Internally, Chase focused on two very important elements of the company. First, he built a great team of field and office managers. Tyler Washburn, operations manager, has been with Chase almost since day number one. Arin Chunn runs the internal systems of the company. Kim Rubert and Kirk Jeppesen comprise the design/build and sales portion of the team. These individuals allow Chase to focus on threats and opportunities as they handle the daily operations.

However, Chase knew that he needed not only to build a great team with great people in key positions. He also knew that he had to build great systems to hold everything and everybody together. He and his team did their research and implemented industry software to be used in conjunction with his accounting software.

A decade later.

Ten years after first implementing a process of budgeting, benchmarking, pricing and strategic planning, Outback Landscape has grown more than ten-fold in sales revenue with a solid double-digit bottom line. Just this past February, Chase and his team moved into their new facility in Idaho Falls.

Like the lead dog that I was following to help me navigate through the fog to get me safely to my destination, Chase has followed in the footsteps of many others. He followed his father, Blair Coates, president of Coates Landscape Supply and his mother, Michelle Coates, the CFO for the company, who also teaches English at a local college.

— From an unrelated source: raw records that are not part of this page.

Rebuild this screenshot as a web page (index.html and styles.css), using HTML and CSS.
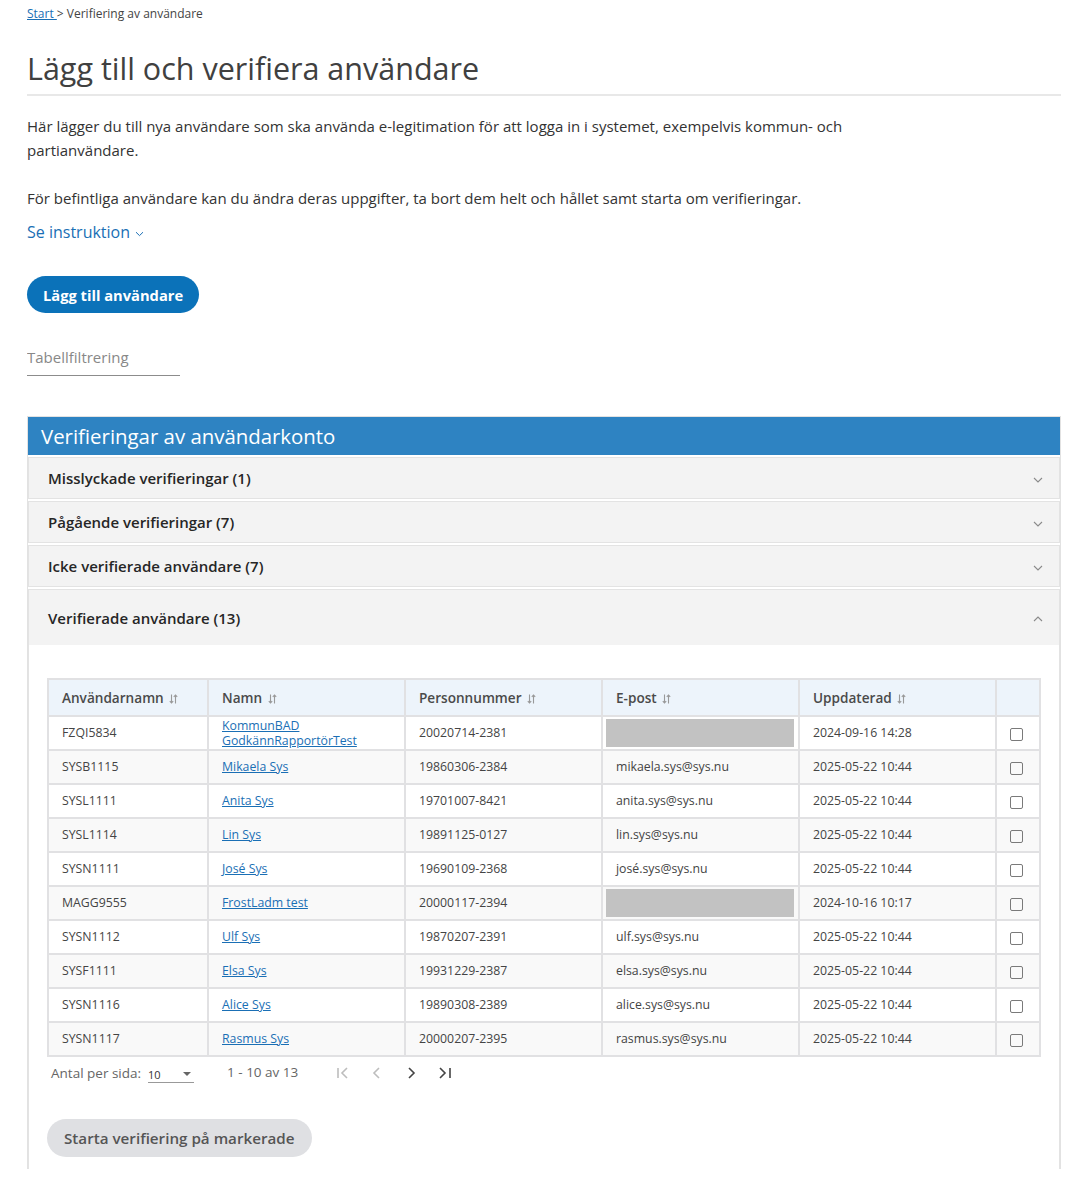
FILE: index.html
```html
<!DOCTYPE html>
<html lang="sv">
<head>
  <meta charset="UTF-8">
  <title>Lägg till och verifiera användare</title>
  <link rel="stylesheet" href="styles.css">
</head>
<body>
  <div class="page">
    <nav class="crumbs"><a href="#">Start </a> &gt; Verifiering av användare</nav>

    <h1>Lägg till och verifiera användare</h1>

    <p class="intro">Här lägger du till nya användare som ska använda e-legitimation för att logga in i systemet, exempelvis kommun- och partianvändare.</p>
    <p class="intro second">För befintliga användare kan du ändra deras uppgifter, ta bort dem helt och hållet samt starta om verifieringar.</p>

    <a class="toggle" href="#">Se instruktion
      <svg width="9" height="6" viewBox="0 0 9 6"><path d="M1 1.2 4.5 4.6 8 1.2" fill="none" stroke="#1a6fb5" stroke-width="1"/></svg>
    </a>

    <div><button class="btn-primary" type="button">Lägg till användare</button></div>

    <div class="filter"><input type="text" placeholder="Tabellfiltrering"></div>

    <section class="panel">
      <h2 class="panel-title">Verifieringar av användarkonto</h2>

      <div class="acc-item">
        <span>Misslyckade verifieringar (1)</span>
        <svg class="chev" width="10" height="6" viewBox="0 0 10 6"><path d="M1 1 5 5 9 1" fill="none" stroke="#8a8a8a" stroke-width="1.1"/></svg>
      </div>
      <div class="acc-item">
        <span>Pågående verifieringar (7)</span>
        <svg class="chev" width="10" height="6" viewBox="0 0 10 6"><path d="M1 1 5 5 9 1" fill="none" stroke="#8a8a8a" stroke-width="1.1"/></svg>
      </div>
      <div class="acc-item">
        <span>Icke verifierade användare (7)</span>
        <svg class="chev" width="10" height="6" viewBox="0 0 10 6"><path d="M1 1 5 5 9 1" fill="none" stroke="#8a8a8a" stroke-width="1.1"/></svg>
      </div>

      <div class="acc-open">
        <div class="acc-item open">
          <span>Verifierade användare (13)</span>
          <svg class="chev" width="10" height="6" viewBox="0 0 10 6"><path d="M1 5 5 1 9 5" fill="none" stroke="#8a8a8a" stroke-width="1.1"/></svg>
        </div>

        <div class="acc-body">
          <table class="users">
            <colgroup>
              <col style="width:160px"><col style="width:197px"><col style="width:197px">
              <col style="width:197px"><col style="width:197px"><col style="width:44px">
            </colgroup>
            <thead>
              <tr>
                <th>Användarnamn <svg class="sort" width="9" height="10" viewBox="0 0 9 10"><path d="M2.5 0.5v8.5M0.8 7.2 2.5 9 4.2 7.2M6.5 9.5V1M4.8 2.8 6.5 1 8.2 2.8" fill="none" stroke="#999" stroke-width="1.1"/></svg></th>
                <th>Namn <svg class="sort" width="9" height="10" viewBox="0 0 9 10"><path d="M2.5 0.5v8.5M0.8 7.2 2.5 9 4.2 7.2M6.5 9.5V1M4.8 2.8 6.5 1 8.2 2.8" fill="none" stroke="#999" stroke-width="1.1"/></svg></th>
                <th>Personnummer <svg class="sort" width="9" height="10" viewBox="0 0 9 10"><path d="M2.5 0.5v8.5M0.8 7.2 2.5 9 4.2 7.2M6.5 9.5V1M4.8 2.8 6.5 1 8.2 2.8" fill="none" stroke="#999" stroke-width="1.1"/></svg></th>
                <th>E-post <svg class="sort" width="9" height="10" viewBox="0 0 9 10"><path d="M2.5 0.5v8.5M0.8 7.2 2.5 9 4.2 7.2M6.5 9.5V1M4.8 2.8 6.5 1 8.2 2.8" fill="none" stroke="#999" stroke-width="1.1"/></svg></th>
                <th>Uppdaterad <svg class="sort" width="9" height="10" viewBox="0 0 9 10"><path d="M2.5 0.5v8.5M0.8 7.2 2.5 9 4.2 7.2M6.5 9.5V1M4.8 2.8 6.5 1 8.2 2.8" fill="none" stroke="#999" stroke-width="1.1"/></svg></th>
                <th></th>
              </tr>
            </thead>
            <tbody>
              <tr>
                <td>FZQI5834</td>
                <td class="two-line"><a href="#">KommunBAD GodkännRapportörTest</a></td>
                <td>20020714-2381</td>
                <td class="masked"><span class="mask"></span></td>
                <td>2024-09-16 14:28</td>
                <td class="check"><span class="box"></span></td>
              </tr>
              <tr>
                <td>SYSB1115</td>
                <td><a href="#">Mikaela Sys</a></td>
                <td>19860306-2384</td>
                <td>mikaela.sys@sys.nu</td>
                <td>2025-05-22 10:44</td>
                <td class="check"><span class="box"></span></td>
              </tr>
              <tr>
                <td>SYSL1111</td>
                <td><a href="#">Anita Sys</a></td>
                <td>19701007-8421</td>
                <td>anita.sys@sys.nu</td>
                <td>2025-05-22 10:44</td>
                <td class="check"><span class="box"></span></td>
              </tr>
              <tr>
                <td>SYSL1114</td>
                <td><a href="#">Lin Sys</a></td>
                <td>19891125-0127</td>
                <td>lin.sys@sys.nu</td>
                <td>2025-05-22 10:44</td>
                <td class="check"><span class="box"></span></td>
              </tr>
              <tr>
                <td>SYSN1111</td>
                <td><a href="#">José Sys</a></td>
                <td>19690109-2368</td>
                <td>josé.sys@sys.nu</td>
                <td>2025-05-22 10:44</td>
                <td class="check"><span class="box"></span></td>
              </tr>
              <tr>
                <td>MAGG9555</td>
                <td><a href="#">FrostLadm test</a></td>
                <td>20000117-2394</td>
                <td class="masked"><span class="mask"></span></td>
                <td>2024-10-16 10:17</td>
                <td class="check"><span class="box"></span></td>
              </tr>
              <tr>
                <td>SYSN1112</td>
                <td><a href="#">Ulf Sys</a></td>
                <td>19870207-2391</td>
                <td>ulf.sys@sys.nu</td>
                <td>2025-05-22 10:44</td>
                <td class="check"><span class="box"></span></td>
              </tr>
              <tr>
                <td>SYSF1111</td>
                <td><a href="#">Elsa Sys</a></td>
                <td>19931229-2387</td>
                <td>elsa.sys@sys.nu</td>
                <td>2025-05-22 10:44</td>
                <td class="check"><span class="box"></span></td>
              </tr>
              <tr>
                <td>SYSN1116</td>
                <td><a href="#">Alice Sys</a></td>
                <td>19890308-2389</td>
                <td>alice.sys@sys.nu</td>
                <td>2025-05-22 10:44</td>
                <td class="check"><span class="box"></span></td>
              </tr>
              <tr>
                <td>SYSN1117</td>
                <td><a href="#">Rasmus Sys</a></td>
                <td>20000207-2395</td>
                <td>rasmus.sys@sys.nu</td>
                <td>2025-05-22 10:44</td>
                <td class="check"><span class="box"></span></td>
              </tr>
            </tbody>
          </table>

          <div class="pager">
            <span class="per-page">Antal per sida:</span>
            <span class="size-select">10
              <svg width="8" height="4" viewBox="0 0 8 4"><path d="M0 0h8L4 4z" fill="#666"/></svg>
            </span>
            <span class="range">1 - 10 av 13</span>
            <span class="nav">
              <svg width="14" height="14" viewBox="0 0 14 14"><path d="M2 2v10M11 2 6 7l5 5" fill="none" stroke="#bdbdbd" stroke-width="1.6"/></svg>
              <svg width="14" height="14" viewBox="0 0 14 14"><path d="M9 2 4 7l5 5" fill="none" stroke="#bdbdbd" stroke-width="1.6"/></svg>
              <svg width="14" height="14" viewBox="0 0 14 14"><path d="M5 2l5 5-5 5" fill="none" stroke="#444" stroke-width="1.6"/></svg>
              <svg width="14" height="14" viewBox="0 0 14 14"><path d="M2 2l5 5-5 5M12 2v10" fill="none" stroke="#444" stroke-width="1.6"/></svg>
            </span>
          </div>

          <button class="btn-secondary" type="button">Starta verifiering på markerade</button>
        </div>
      </div>
    </section>
  </div>
</body>
</html>
```

FILE: styles.css
```css
body {
  margin: 0;
  font-family: "Open Sans", Arial, sans-serif;
  color: #333;
  background: #fff;
}
.page {
  width: 1034px;
  padding: 6px 0 0 27px;
}
.crumbs {
  font-size: 12px;
  line-height: 16px;
  color: #444;
}
.crumbs a {
  color: #1a6fb5;
}
h1 {
  font-size: 30.5px;
  font-weight: 400;
  color: #404040;
  margin: 26px 0 0;
  line-height: 40px;
  padding-bottom: 6px;
  border-bottom: 2px solid #e8e8e8;
}
.intro {
  max-width: 860px;
  font-size: 15px;
  line-height: 24px;
  margin: 18px 0 0;
}
.intro.second {
  margin-top: 24px;
}
.toggle {
  display: inline-flex;
  align-items: center;
  gap: 5px;
  margin-top: 10px;
  font-size: 16px;
  line-height: 24px;
  color: #1a6fb5;
  text-decoration: none;
}
.toggle svg {
  margin-top: 4px;
}
.btn-primary {
  margin-top: 32px;
  height: 37px;
  padding: 0 16px;
  border: none;
  border-radius: 19px;
  background: #0b72b9;
  color: #fff;
  font-family: inherit;
  font-size: 14.7px;
  font-weight: 700;
}
.filter {
  margin-top: 26px;
}
.filter input {
  width: 153px;
  height: 36px;
  padding: 0;
  border: none;
  border-bottom: 1px solid #8c8c8c;
  font-family: inherit;
  font-size: 15px;
  outline: none;
}
.filter input::placeholder {
  color: #888;
}

.panel {
  margin-top: 40px;
  border: 1px solid #e2e2e2;
  border-bottom: none;
}
.panel-title {
  margin: 0;
  height: 38px;
  line-height: 38px;
  padding-left: 13px;
  background: #2e83c2;
  color: #fff;
  font-size: 20.4px;
  font-weight: 400;
}
.acc-item {
  display: flex;
  justify-content: space-between;
  align-items: center;
  height: 40px;
  margin-top: 2px;
  padding: 0 16px 0 19px;
  background: #f3f3f3;
  border: 1px solid #e3e3e3;
  font-size: 15px;
  font-weight: 600;
  color: #262626;
}
.acc-item .chev {
  margin-top: 3px;
}
.acc-item.open {
  height: 55px;
  border-bottom: none;
}
.acc-body {
  padding: 33px 18px 12px;
  border-left: 1px solid #e3e3e3;
  border-right: 1px solid #e3e3e3;
}

.users {
  border-collapse: collapse;
  table-layout: fixed;
  width: 992px;
  font-size: 12.3px;
  color: #444;
}
.users th,
.users td {
  border: 2px solid #e1e1e3;
  text-align: left;
  padding: 0 0 0 13px;
}
.users th {
  height: 35px;
  background: #edf4fb;
  font-size: 13.6px;
  font-weight: 600;
  color: #4a4a4a;
}
.users th .sort {
  margin-left: 2px;
  vertical-align: -1px;
}
.users td {
  height: 32px;
  line-height: 16px;
}
.users tbody tr:nth-child(even) td {
  background: #f9f9f9;
}
.users a {
  color: #1a6fb5;
}
.users td.two-line {
  line-height: 15px;
}
.users td.masked {
  padding: 0;
}
.mask {
  display: block;
  height: 28px;
  margin: 2px 4px 2px 3px;
  background: #c2c2c2;
}
.users td.check {
  padding: 0 4px 0 0;
  text-align: center;
}
.box {
  display: inline-block;
  width: 11px;
  height: 11px;
  border: 1px solid #7a7a7a;
  border-radius: 2px;
  vertical-align: middle;
  margin-top: 3px;
}

.pager {
  display: flex;
  align-items: center;
  height: 32px;
  padding-left: 4px;
  font-size: 13.5px;
  color: #666;
}
.per-page {
  margin-right: 7px;
}
.size-select {
  display: inline-flex;
  justify-content: space-between;
  align-items: center;
  width: 46px;
  margin-top: 3px;
  border-bottom: 1px solid #999;
  font-size: 11px;
  color: #333;
  line-height: 15px;
}
.size-select svg {
  margin-right: 3px;
}
.range {
  margin-left: 33px;
  margin-top: -2px;
}
.nav {
  display: inline-flex;
  gap: 20px;
  margin-left: 38px;
}
.btn-secondary {
  margin-top: 30px;
  height: 38px;
  padding: 0 17px;
  border: none;
  border-radius: 19px;
  background: #dfe0e3;
  color: #555;
  font-family: inherit;
  font-size: 15.2px;
  font-weight: 600;
}
```
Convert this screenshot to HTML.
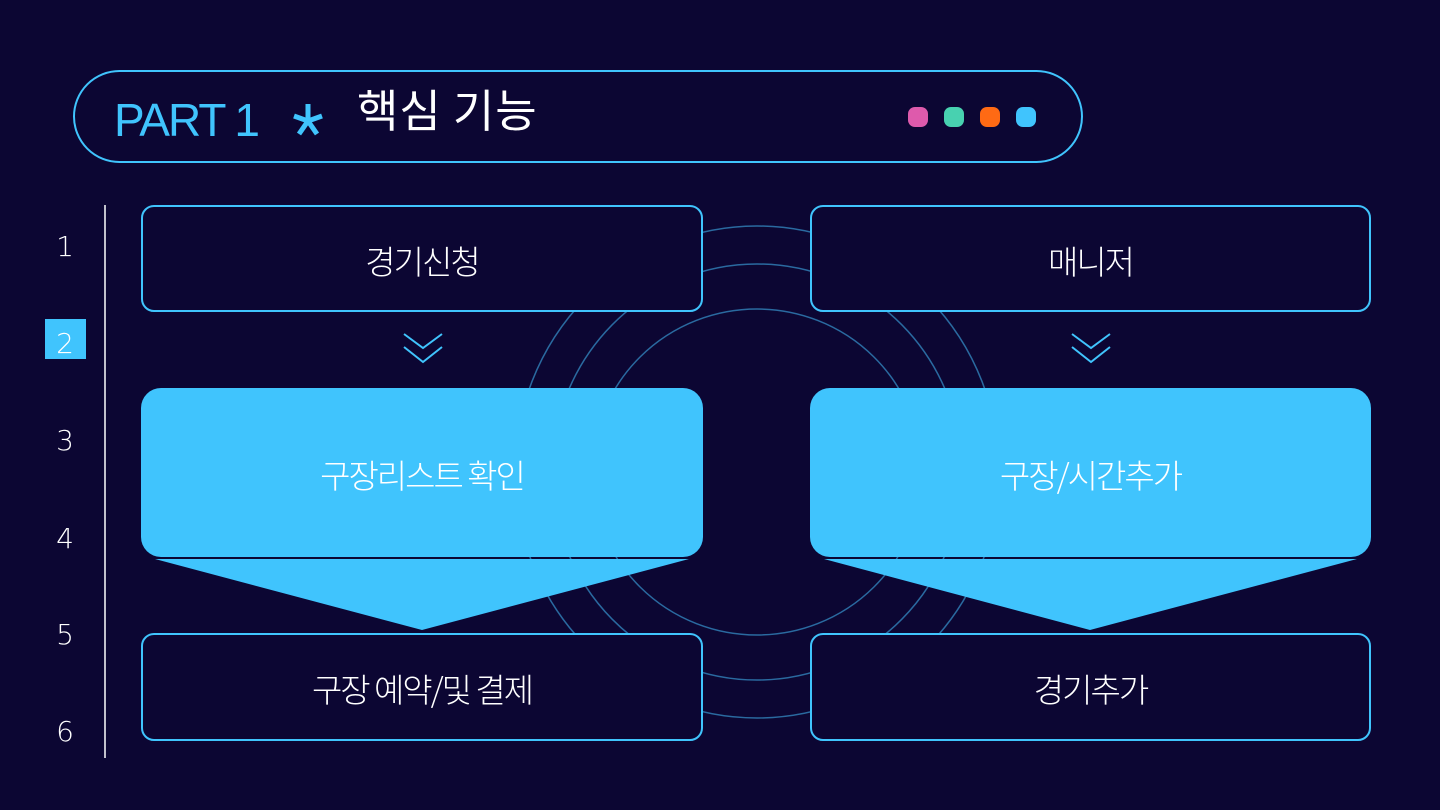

Some people always want to be the lead dog, whether they’re qualified or not. They often quip that the scenery doesn’t change if you’re just a follower. Smart individuals, on the other hand, realize that in order to become a leader, you first have to learn how to be a follower. Interestingly, as Chase continues to seek out top-notch mentors and coaches, he’s become one himself because he knows the value of listening and learning from the experience of others. This is a lesson from which we can all learn.